Problem = Transcribe the listing that follows in full, omitting pictures.

Collected data =
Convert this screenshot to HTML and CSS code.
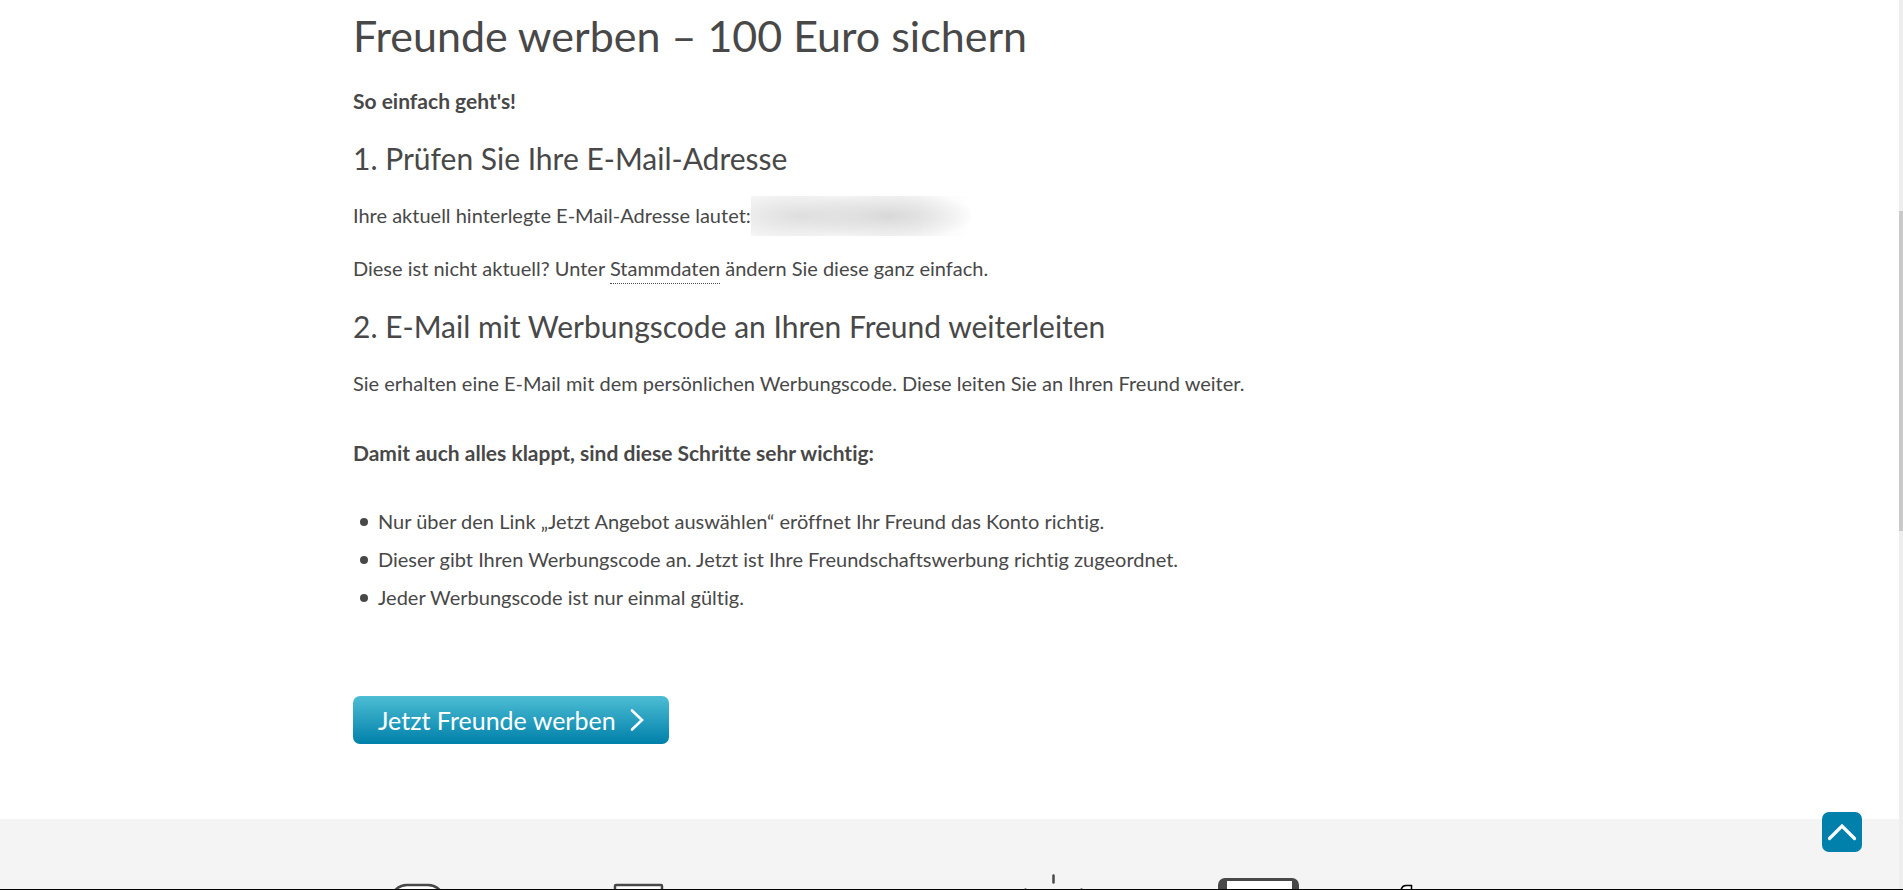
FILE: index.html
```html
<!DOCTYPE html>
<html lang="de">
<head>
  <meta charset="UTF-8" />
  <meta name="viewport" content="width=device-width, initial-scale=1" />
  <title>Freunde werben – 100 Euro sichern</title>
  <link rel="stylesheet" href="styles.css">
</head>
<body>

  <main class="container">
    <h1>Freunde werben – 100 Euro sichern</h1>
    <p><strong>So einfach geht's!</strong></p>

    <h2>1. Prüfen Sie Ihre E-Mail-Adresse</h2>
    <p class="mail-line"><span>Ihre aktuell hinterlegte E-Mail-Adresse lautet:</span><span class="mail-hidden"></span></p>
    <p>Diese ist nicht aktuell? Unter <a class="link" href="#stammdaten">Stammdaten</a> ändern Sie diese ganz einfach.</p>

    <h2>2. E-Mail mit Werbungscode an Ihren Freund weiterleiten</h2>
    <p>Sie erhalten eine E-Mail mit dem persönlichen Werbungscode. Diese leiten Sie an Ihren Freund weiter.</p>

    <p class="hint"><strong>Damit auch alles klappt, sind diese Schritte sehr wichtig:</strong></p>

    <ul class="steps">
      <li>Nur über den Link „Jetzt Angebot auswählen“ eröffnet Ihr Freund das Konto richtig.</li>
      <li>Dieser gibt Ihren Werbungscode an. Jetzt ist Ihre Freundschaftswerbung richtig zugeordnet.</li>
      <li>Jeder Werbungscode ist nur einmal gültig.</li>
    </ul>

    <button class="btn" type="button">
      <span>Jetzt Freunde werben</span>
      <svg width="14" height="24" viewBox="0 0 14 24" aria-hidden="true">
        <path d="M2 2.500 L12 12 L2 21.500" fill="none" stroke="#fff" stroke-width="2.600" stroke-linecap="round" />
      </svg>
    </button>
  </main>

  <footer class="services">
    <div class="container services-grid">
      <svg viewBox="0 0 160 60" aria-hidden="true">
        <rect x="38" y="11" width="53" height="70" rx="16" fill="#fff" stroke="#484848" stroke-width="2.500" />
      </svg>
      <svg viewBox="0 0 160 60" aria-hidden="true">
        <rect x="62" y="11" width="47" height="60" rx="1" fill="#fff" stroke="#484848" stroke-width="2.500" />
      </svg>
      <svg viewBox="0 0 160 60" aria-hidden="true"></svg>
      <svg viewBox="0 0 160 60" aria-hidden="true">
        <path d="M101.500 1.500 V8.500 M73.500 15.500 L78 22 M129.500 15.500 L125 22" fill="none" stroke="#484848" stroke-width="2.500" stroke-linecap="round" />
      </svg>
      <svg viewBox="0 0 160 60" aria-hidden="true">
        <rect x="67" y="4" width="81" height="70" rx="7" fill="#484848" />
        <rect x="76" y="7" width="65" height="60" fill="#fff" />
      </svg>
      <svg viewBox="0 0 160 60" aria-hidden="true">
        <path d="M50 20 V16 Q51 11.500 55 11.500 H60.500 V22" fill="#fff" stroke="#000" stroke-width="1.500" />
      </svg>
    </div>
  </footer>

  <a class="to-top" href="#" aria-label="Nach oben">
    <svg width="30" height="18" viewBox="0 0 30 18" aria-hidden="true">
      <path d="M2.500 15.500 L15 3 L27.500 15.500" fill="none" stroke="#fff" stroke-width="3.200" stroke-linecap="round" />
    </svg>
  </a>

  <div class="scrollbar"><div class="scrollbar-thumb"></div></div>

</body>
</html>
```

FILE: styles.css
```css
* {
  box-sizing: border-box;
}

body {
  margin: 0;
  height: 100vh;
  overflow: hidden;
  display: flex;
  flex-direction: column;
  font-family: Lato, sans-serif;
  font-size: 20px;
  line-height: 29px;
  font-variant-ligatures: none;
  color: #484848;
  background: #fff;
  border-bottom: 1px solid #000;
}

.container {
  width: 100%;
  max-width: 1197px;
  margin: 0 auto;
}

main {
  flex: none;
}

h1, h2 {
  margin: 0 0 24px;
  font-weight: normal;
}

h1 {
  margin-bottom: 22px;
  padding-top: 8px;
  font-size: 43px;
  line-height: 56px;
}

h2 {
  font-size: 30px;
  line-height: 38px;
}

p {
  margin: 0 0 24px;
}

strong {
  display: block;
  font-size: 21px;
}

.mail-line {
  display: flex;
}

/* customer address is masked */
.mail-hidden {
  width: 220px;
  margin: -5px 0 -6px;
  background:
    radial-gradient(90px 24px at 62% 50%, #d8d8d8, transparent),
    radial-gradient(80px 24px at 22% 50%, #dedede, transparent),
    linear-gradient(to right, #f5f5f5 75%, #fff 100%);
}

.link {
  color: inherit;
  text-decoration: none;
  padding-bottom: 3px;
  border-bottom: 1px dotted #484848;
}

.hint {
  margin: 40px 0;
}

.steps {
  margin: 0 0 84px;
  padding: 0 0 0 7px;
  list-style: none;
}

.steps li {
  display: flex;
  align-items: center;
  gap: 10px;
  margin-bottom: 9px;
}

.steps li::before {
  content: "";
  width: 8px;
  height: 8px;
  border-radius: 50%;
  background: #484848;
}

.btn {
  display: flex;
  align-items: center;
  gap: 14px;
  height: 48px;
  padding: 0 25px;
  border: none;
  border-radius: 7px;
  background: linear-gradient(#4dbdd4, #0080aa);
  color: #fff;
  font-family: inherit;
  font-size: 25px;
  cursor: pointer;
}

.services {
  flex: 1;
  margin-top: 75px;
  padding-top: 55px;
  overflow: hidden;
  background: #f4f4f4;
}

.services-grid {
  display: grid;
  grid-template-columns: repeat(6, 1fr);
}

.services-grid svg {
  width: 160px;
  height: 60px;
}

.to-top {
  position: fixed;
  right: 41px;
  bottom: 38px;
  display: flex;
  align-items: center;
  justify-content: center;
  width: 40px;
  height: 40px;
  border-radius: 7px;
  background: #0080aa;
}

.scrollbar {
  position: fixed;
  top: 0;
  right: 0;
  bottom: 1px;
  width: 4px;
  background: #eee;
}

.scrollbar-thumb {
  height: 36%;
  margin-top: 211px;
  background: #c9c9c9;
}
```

Worked answer =
Convert this screenshot to HTML and CSS code.
FILE: index.html
```html
<!DOCTYPE html>
<html lang="de">
<head>
  <meta charset="UTF-8" />
  <meta name="viewport" content="width=device-width, initial-scale=1" />
  <title>Freunde werben – 100 Euro sichern</title>
  <link rel="stylesheet" href="styles.css">
</head>
<body>

  <main class="container">
    <h1>Freunde werben – 100 Euro sichern</h1>
    <p><strong>So einfach geht's!</strong></p>

    <h2>1. Prüfen Sie Ihre E-Mail-Adresse</h2>
    <p class="mail-line"><span>Ihre aktuell hinterlegte E-Mail-Adresse lautet:</span><span class="mail-hidden"></span></p>
    <p>Diese ist nicht aktuell? Unter <a class="link" href="#stammdaten">Stammdaten</a> ändern Sie diese ganz einfach.</p>

    <h2>2. E-Mail mit Werbungscode an Ihren Freund weiterleiten</h2>
    <p>Sie erhalten eine E-Mail mit dem persönlichen Werbungscode. Diese leiten Sie an Ihren Freund weiter.</p>

    <p class="hint"><strong>Damit auch alles klappt, sind diese Schritte sehr wichtig:</strong></p>

    <ul class="steps">
      <li>Nur über den Link „Jetzt Angebot auswählen“ eröffnet Ihr Freund das Konto richtig.</li>
      <li>Dieser gibt Ihren Werbungscode an. Jetzt ist Ihre Freundschaftswerbung richtig zugeordnet.</li>
      <li>Jeder Werbungscode ist nur einmal gültig.</li>
    </ul>

    <button class="btn" type="button">
      <span>Jetzt Freunde werben</span>
      <svg width="14" height="24" viewBox="0 0 14 24" aria-hidden="true">
        <path d="M2 2.500 L12 12 L2 21.500" fill="none" stroke="#fff" stroke-width="2.600" stroke-linecap="round" />
      </svg>
    </button>
  </main>

  <footer class="services">
    <div class="container services-grid">
      <svg viewBox="0 0 160 60" aria-hidden="true">
        <rect x="38" y="11" width="53" height="70" rx="16" fill="#fff" stroke="#484848" stroke-width="2.500" />
      </svg>
      <svg viewBox="0 0 160 60" aria-hidden="true">
        <rect x="62" y="11" width="47" height="60" rx="1" fill="#fff" stroke="#484848" stroke-width="2.500" />
      </svg>
      <svg viewBox="0 0 160 60" aria-hidden="true"></svg>
      <svg viewBox="0 0 160 60" aria-hidden="true">
        <path d="M101.500 1.500 V8.500 M73.500 15.500 L78 22 M129.500 15.500 L125 22" fill="none" stroke="#484848" stroke-width="2.500" stroke-linecap="round" />
      </svg>
      <svg viewBox="0 0 160 60" aria-hidden="true">
        <rect x="67" y="4" width="81" height="70" rx="7" fill="#484848" />
        <rect x="76" y="7" width="65" height="60" fill="#fff" />
      </svg>
      <svg viewBox="0 0 160 60" aria-hidden="true">
        <path d="M50 20 V16 Q51 11.500 55 11.500 H60.500 V22" fill="#fff" stroke="#000" stroke-width="1.500" />
      </svg>
    </div>
  </footer>

  <a class="to-top" href="#" aria-label="Nach oben">
    <svg width="30" height="18" viewBox="0 0 30 18" aria-hidden="true">
      <path d="M2.500 15.500 L15 3 L27.500 15.500" fill="none" stroke="#fff" stroke-width="3.200" stroke-linecap="round" />
    </svg>
  </a>

  <div class="scrollbar"><div class="scrollbar-thumb"></div></div>

</body>
</html>
```

FILE: styles.css
```css
* {
  box-sizing: border-box;
}

body {
  margin: 0;
  height: 100vh;
  overflow: hidden;
  display: flex;
  flex-direction: column;
  font-family: Lato, sans-serif;
  font-size: 20px;
  line-height: 29px;
  font-variant-ligatures: none;
  color: #484848;
  background: #fff;
  border-bottom: 1px solid #000;
}

.container {
  width: 100%;
  max-width: 1197px;
  margin: 0 auto;
}

main {
  flex: none;
}

h1, h2 {
  margin: 0 0 24px;
  font-weight: normal;
}

h1 {
  margin-bottom: 22px;
  padding-top: 8px;
  font-size: 43px;
  line-height: 56px;
}

h2 {
  font-size: 30px;
  line-height: 38px;
}

p {
  margin: 0 0 24px;
}

strong {
  display: block;
  font-size: 21px;
}

.mail-line {
  display: flex;
}

/* customer address is masked */
.mail-hidden {
  width: 220px;
  margin: -5px 0 -6px;
  background:
    radial-gradient(90px 24px at 62% 50%, #d8d8d8, transparent),
    radial-gradient(80px 24px at 22% 50%, #dedede, transparent),
    linear-gradient(to right, #f5f5f5 75%, #fff 100%);
}

.link {
  color: inherit;
  text-decoration: none;
  padding-bottom: 3px;
  border-bottom: 1px dotted #484848;
}

.hint {
  margin: 40px 0;
}

.steps {
  margin: 0 0 84px;
  padding: 0 0 0 7px;
  list-style: none;
}

.steps li {
  display: flex;
  align-items: center;
  gap: 10px;
  margin-bottom: 9px;
}

.steps li::before {
  content: "";
  width: 8px;
  height: 8px;
  border-radius: 50%;
  background: #484848;
}

.btn {
  display: flex;
  align-items: center;
  gap: 14px;
  height: 48px;
  padding: 0 25px;
  border: none;
  border-radius: 7px;
  background: linear-gradient(#4dbdd4, #0080aa);
  color: #fff;
  font-family: inherit;
  font-size: 25px;
  cursor: pointer;
}

.services {
  flex: 1;
  margin-top: 75px;
  padding-top: 55px;
  overflow: hidden;
  background: #f4f4f4;
}

.services-grid {
  display: grid;
  grid-template-columns: repeat(6, 1fr);
}

.services-grid svg {
  width: 160px;
  height: 60px;
}

.to-top {
  position: fixed;
  right: 41px;
  bottom: 38px;
  display: flex;
  align-items: center;
  justify-content: center;
  width: 40px;
  height: 40px;
  border-radius: 7px;
  background: #0080aa;
}

.scrollbar {
  position: fixed;
  top: 0;
  right: 0;
  bottom: 1px;
  width: 4px;
  background: #eee;
}

.scrollbar-thumb {
  height: 36%;
  margin-top: 211px;
  background: #c9c9c9;
}
```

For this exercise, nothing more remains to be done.